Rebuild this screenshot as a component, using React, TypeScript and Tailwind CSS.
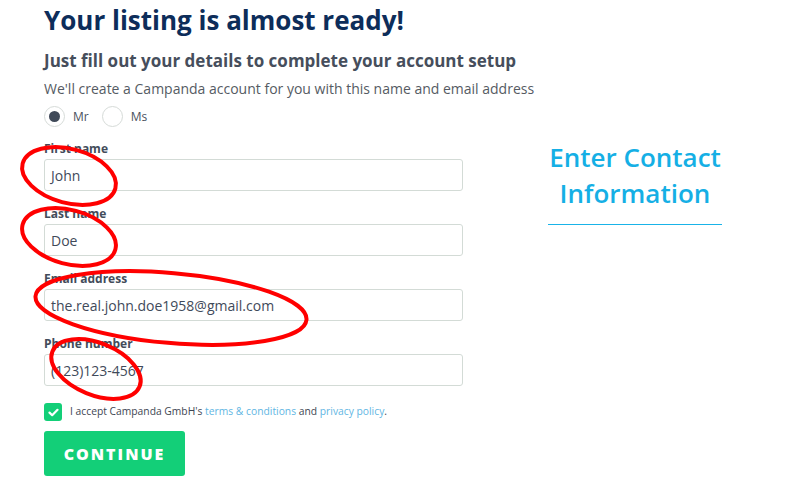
import React from "react";

const font = { fontFamily: '"Open Sans", "Noto Sans", Arial, sans-serif' };

function Field({ label, value }: { label: string; value: string }) {
  return (
    <div className="mt-[15px] first:mt-[14px]">
      <div className="text-[12px] leading-[16px] font-bold text-[#434c5a]">{label}</div>
      <div className="mt-[2px] h-[32px] w-[419px] rounded-[3px] border border-[#d3dbd6] bg-white flex items-center pl-[6px] text-[14px] text-[#3f4a5a]">
        {value}
      </div>
    </div>
  );
}

export default function App() {
  return (
    <div className="relative w-[805px] h-[493px] bg-white overflow-hidden" style={font}>
      <div className="flex pl-[44px]">
        <div className="w-[419px] shrink-0">
          <h1 className="mt-[2px] text-[26px] leading-[36px] font-bold text-[#0d2d5a] whitespace-nowrap">
            Your listing is almost ready!
          </h1>
          <h2 className="mt-[11px] text-[17px] leading-[24px] font-bold text-[#464e5c] whitespace-nowrap">
            Just fill out your details to complete your account setup
          </h2>
          <p className="mt-[6px] text-[14px] leading-[20px] text-[#555b63] whitespace-nowrap">
            We'll create a Campanda account for you with this name and email address
          </p>
          <div className="mt-[7px] flex items-center h-[21px] text-[12px] text-[#4a525e]">
            <span className="w-[21px] h-[21px] rounded-full border border-[#d6dbd8] flex items-center justify-center">
              <span className="w-[11px] h-[11px] rounded-full bg-[#404a59]" />
            </span>
            <span className="ml-[8px]">Mr</span>
            <span className="ml-[13px] w-[21px] h-[21px] rounded-full border border-[#d6dbd8]" />
            <span className="ml-[8px]">Ms</span>
          </div>
          <div className="flex flex-col">
            <Field label="First name" value="John" />
            <Field label="Last name" value="Doe" />
            <Field label="Email address" value="the.real.john.doe1958@gmail.com" />
            <Field label="Phone number" value="(123)123-4567" />
          </div>
          <div className="mt-[17px] flex items-center h-[18px]">
            <span className="w-[18px] h-[18px] rounded-[3px] bg-[#13cf78] flex items-center justify-center">
              <svg width="11" height="9" viewBox="0 0 11 9">
                <path d="M1.5 4.6 L4.2 7.2 L9.5 1.8" fill="none" stroke="white" strokeWidth="2.2" strokeLinecap="round" strokeLinejoin="round" />
              </svg>
            </span>
            <span className="ml-[8px] text-[10.3px] text-[#3e4652] whitespace-nowrap">
              I accept Campanda GmbH's <span className="text-[#5fb6e3]">terms &amp; conditions</span> and{" "}
              <span className="text-[#5fb6e3]">privacy policy</span>.
            </span>
          </div>
          <button className="mt-[10px] w-[141px] h-[45px] rounded-[3px] bg-[#13cf78] text-white font-extrabold text-[16px] tracking-[2px] flex items-center justify-center">
            CONTINUE
          </button>
        </div>
        <div className="ml-[85px] w-[174px] shrink-0 mt-[139px] flex flex-col items-center">
          <div className="text-[26px] leading-[36px] font-semibold text-[#15afe5] text-center whitespace-nowrap">
            Enter Contact
            <br />
            Information
          </div>
          <div className="mt-[13px] h-px w-[174px] bg-[#19b3e8]" />
        </div>
      </div>
      <svg className="absolute inset-0 pointer-events-none" width="805" height="493" viewBox="0 0 805 493">
        <g fill="none" stroke="#f00" strokeWidth="4">
          <ellipse cx="69" cy="176" rx="48" ry="27" transform="rotate(15 69 176)" />
          <ellipse cx="69" cy="237" rx="48" ry="27" transform="rotate(15 69 237)" />
          <ellipse cx="171" cy="308" rx="136" ry="35" transform="rotate(5 171 308)" />
          <ellipse cx="96" cy="369" rx="47" ry="26" transform="rotate(22 96 369)" />
        </g>
      </svg>
    </div>
  );
}
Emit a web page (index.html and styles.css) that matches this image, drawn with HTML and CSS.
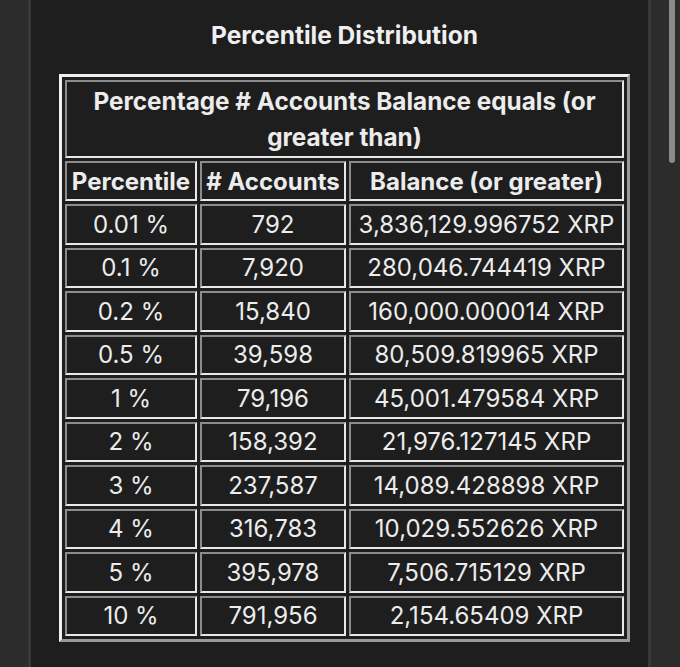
● ● ●
■ **Given request**:
Show the lines of the records that include the string "this".

■ **Complete answer**:
Rebuild this screenshot as a component, using React, TypeScript and Tailwind CSS.
            We'll create a Campanda account for you with this name and email address
Emit a web page (index.html and styles.css) that matches this image, drawn with HTML and CSS.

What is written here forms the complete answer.